(EXERCISE AIM)
Reproduce the lines of the material exactly, excluding every image.

# start of GIVEN DATA

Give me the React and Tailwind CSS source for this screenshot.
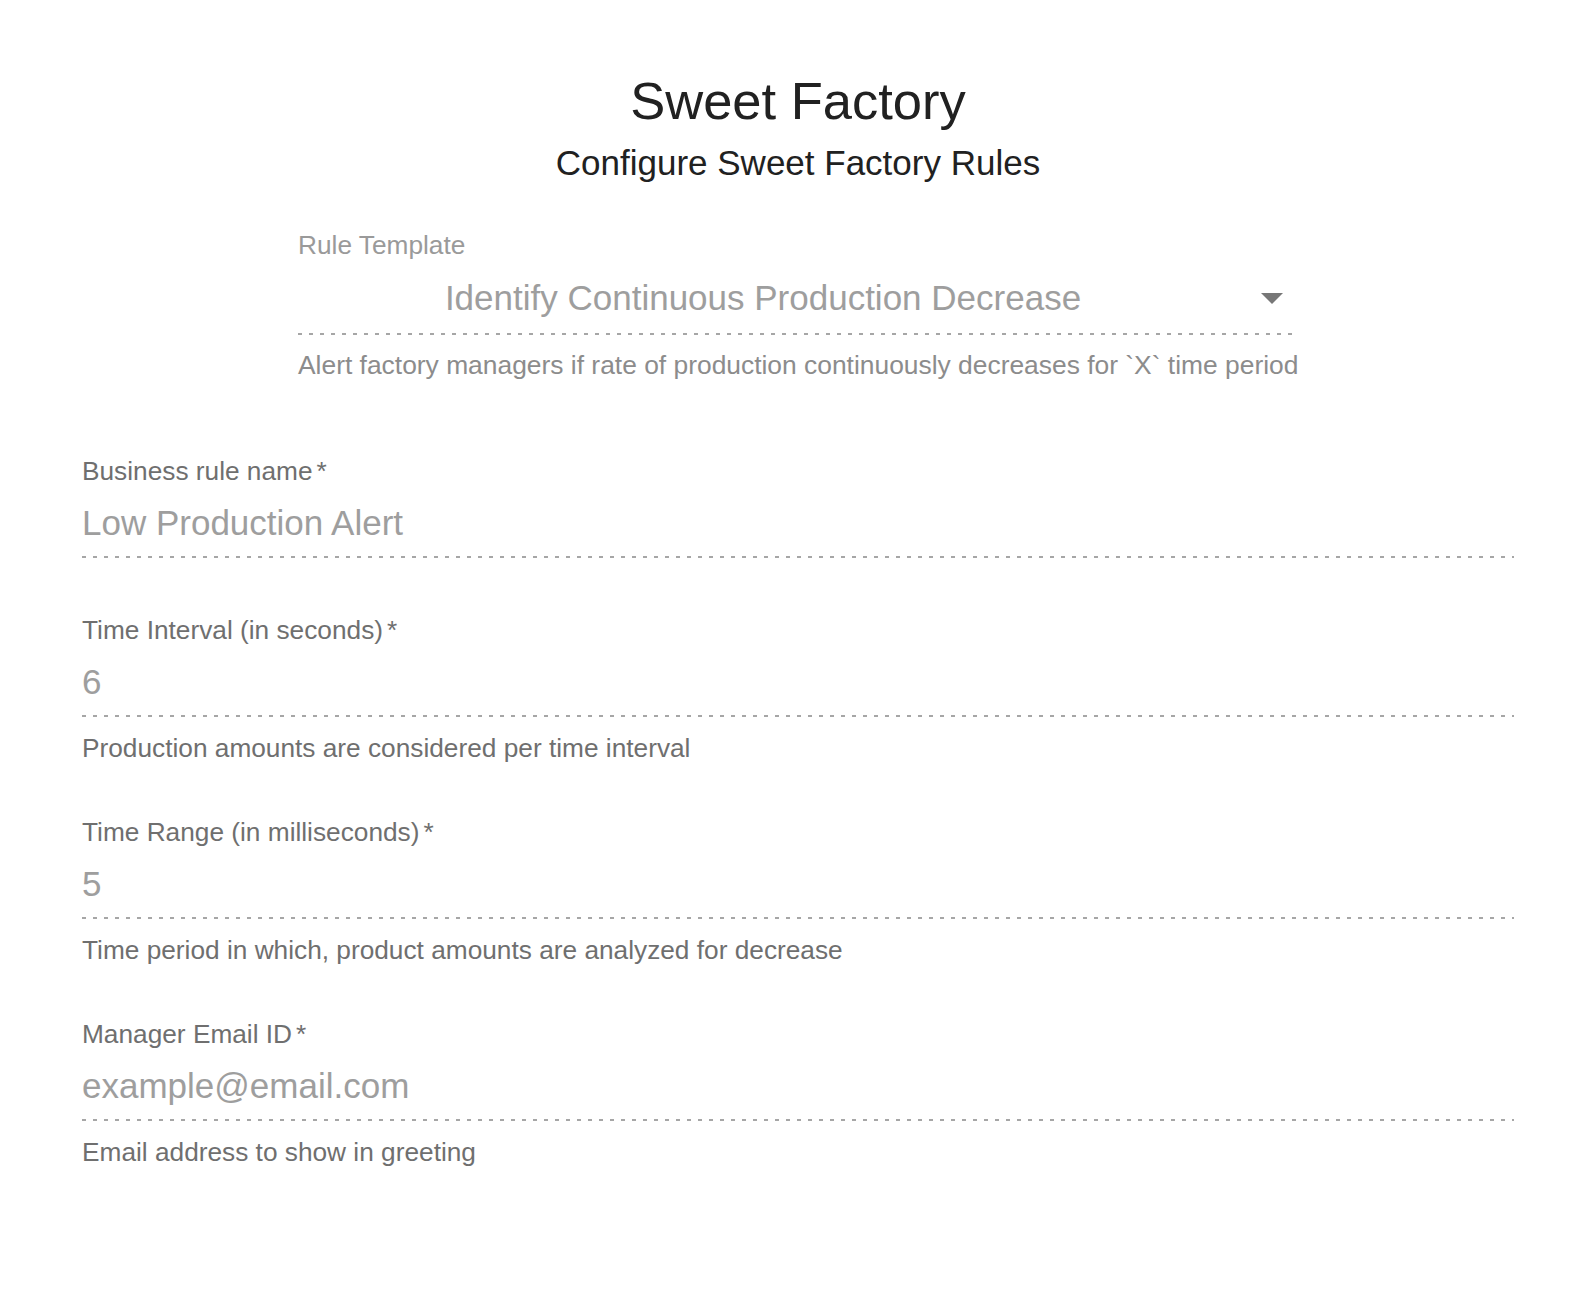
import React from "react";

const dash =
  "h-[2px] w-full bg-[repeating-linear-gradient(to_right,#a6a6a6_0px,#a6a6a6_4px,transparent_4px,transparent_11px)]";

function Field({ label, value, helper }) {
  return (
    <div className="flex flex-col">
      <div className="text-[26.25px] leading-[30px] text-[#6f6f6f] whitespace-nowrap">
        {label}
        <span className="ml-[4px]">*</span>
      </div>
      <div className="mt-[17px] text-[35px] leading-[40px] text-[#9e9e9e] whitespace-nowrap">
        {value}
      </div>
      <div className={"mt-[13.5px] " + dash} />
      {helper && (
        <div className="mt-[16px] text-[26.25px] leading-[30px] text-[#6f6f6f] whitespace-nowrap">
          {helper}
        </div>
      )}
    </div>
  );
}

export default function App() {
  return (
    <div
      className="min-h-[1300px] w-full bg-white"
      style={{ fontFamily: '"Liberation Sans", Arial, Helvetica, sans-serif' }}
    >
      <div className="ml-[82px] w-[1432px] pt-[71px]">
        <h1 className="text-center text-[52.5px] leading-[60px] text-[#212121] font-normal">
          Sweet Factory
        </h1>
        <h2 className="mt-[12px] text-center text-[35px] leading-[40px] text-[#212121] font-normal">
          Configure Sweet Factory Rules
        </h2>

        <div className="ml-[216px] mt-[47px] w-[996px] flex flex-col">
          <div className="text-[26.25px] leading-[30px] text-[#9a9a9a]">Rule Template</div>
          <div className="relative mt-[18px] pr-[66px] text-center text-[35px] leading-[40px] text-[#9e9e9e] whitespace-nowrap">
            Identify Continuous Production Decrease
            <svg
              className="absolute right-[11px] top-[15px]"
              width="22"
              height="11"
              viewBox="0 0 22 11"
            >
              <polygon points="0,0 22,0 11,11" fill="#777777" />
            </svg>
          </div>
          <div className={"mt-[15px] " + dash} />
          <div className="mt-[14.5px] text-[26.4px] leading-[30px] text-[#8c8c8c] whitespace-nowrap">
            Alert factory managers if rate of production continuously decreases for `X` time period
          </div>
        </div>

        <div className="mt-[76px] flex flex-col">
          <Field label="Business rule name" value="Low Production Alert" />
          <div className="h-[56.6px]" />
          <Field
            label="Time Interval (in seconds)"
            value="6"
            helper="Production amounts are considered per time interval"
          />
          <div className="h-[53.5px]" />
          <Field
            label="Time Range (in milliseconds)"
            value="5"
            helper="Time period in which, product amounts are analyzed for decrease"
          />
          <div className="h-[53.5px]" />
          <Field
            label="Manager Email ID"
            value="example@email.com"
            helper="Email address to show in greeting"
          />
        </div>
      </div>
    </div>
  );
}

# end of GIVEN DATA

(EXERCISE RESULT)
Give me the React and Tailwind CSS source for this screenshot.
import React from "react";

const dash =
  "h-[2px] w-full bg-[repeating-linear-gradient(to_right,#a6a6a6_0px,#a6a6a6_4px,transparent_4px,transparent_11px)]";

function Field({ label, value, helper }) {
  return (
    <div className="flex flex-col">
      <div className="text-[26.25px] leading-[30px] text-[#6f6f6f] whitespace-nowrap">
        {label}
        <span className="ml-[4px]">*</span>
      </div>
      <div className="mt-[17px] text-[35px] leading-[40px] text-[#9e9e9e] whitespace-nowrap">
        {value}
      </div>
      <div className={"mt-[13.5px] " + dash} />
      {helper && (
        <div className="mt-[16px] text-[26.25px] leading-[30px] text-[#6f6f6f] whitespace-nowrap">
          {helper}
        </div>
      )}
    </div>
  );
}

export default function App() {
  return (
    <div
      className="min-h-[1300px] w-full bg-white"
      style={{ fontFamily: '"Liberation Sans", Arial, Helvetica, sans-serif' }}
    >
      <div className="ml-[82px] w-[1432px] pt-[71px]">
        <h1 className="text-center text-[52.5px] leading-[60px] text-[#212121] font-normal">
          Sweet Factory
        </h1>
        <h2 className="mt-[12px] text-center text-[35px] leading-[40px] text-[#212121] font-normal">
          Configure Sweet Factory Rules
        </h2>

        <div className="ml-[216px] mt-[47px] w-[996px] flex flex-col">
          <div className="text-[26.25px] leading-[30px] text-[#9a9a9a]">Rule Template</div>
          <div className="relative mt-[18px] pr-[66px] text-center text-[35px] leading-[40px] text-[#9e9e9e] whitespace-nowrap">
            Identify Continuous Production Decrease
            <svg
              className="absolute right-[11px] top-[15px]"
              width="22"
              height="11"
              viewBox="0 0 22 11"
            >
              <polygon points="0,0 22,0 11,11" fill="#777777" />
            </svg>
          </div>
          <div className={"mt-[15px] " + dash} />
          <div className="mt-[14.5px] text-[26.4px] leading-[30px] text-[#8c8c8c] whitespace-nowrap">
            Alert factory managers if rate of production continuously decreases for `X` time period
          </div>
        </div>

        <div className="mt-[76px] flex flex-col">
          <Field label="Business rule name" value="Low Production Alert" />
          <div className="h-[56.6px]" />
          <Field
            label="Time Interval (in seconds)"
            value="6"
            helper="Production amounts are considered per time interval"
          />
          <div className="h-[53.5px]" />
          <Field
            label="Time Range (in milliseconds)"
            value="5"
            helper="Time period in which, product amounts are analyzed for decrease"
          />
          <div className="h-[53.5px]" />
          <Field
            label="Manager Email ID"
            value="example@email.com"
            helper="Email address to show in greeting"
          />
        </div>
      </div>
    </div>
  );
}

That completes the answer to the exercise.